Training step¶
- class dipm.training.training_step.TrainingState(predictor: ForceFieldPredictor, optimizer: Optimizer, ema_tracker: EMATracker, num_steps: TrainingStateVar, acc_steps: TrainingStateVar)¶
Represents the state of training.
- model¶
ForceField Model.
- optimizer¶
NNX optimizer.
- Type:
flax.nnx.training.optimizer.Optimizer
- ema_tracker¶
Exponentially weighted average tracker.
- num_steps¶
The number of training steps taken.
- Type:
dipm.training.training_step.TrainingStateVar
- acc_steps¶
The number of gradient accumulation steps taken; resets to 0 after each optimizer step.
- Type:
dipm.training.training_step.TrainingStateVar
- dipm.training.training_step.make_train_step(loss_fun: Callable[[Prediction, GraphsTuple, int, bool], tuple[Array, dict[str, Array]]], avg_n_graphs_per_batch: float, num_gradient_accumulation_steps: int = 1, should_parallelize: bool = True) Callable[[TrainingState, GraphsTuple, Rngs, int], dict]¶
Create a training step function to optimize model params using gradients.
- Parameters:
loss_fun – A function that computes the loss from predictions, a reference labelled graph, and the epoch number.

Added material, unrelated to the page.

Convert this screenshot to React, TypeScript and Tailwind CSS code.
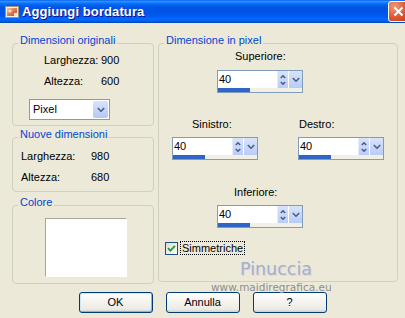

avg_n_graphs_per_batch – Average number of graphs per batch used for reweighting of metrics.
num_gradient_accumulation_steps – The number of gradient accumulation steps before a parameter update is performed. Defaults to 1, implying immediate updates.
should_parallelize – Whether to apply pmap.
- Returns:
A function that takes the current training state and a batch of data as input, and returns the updated training state along with training metrics.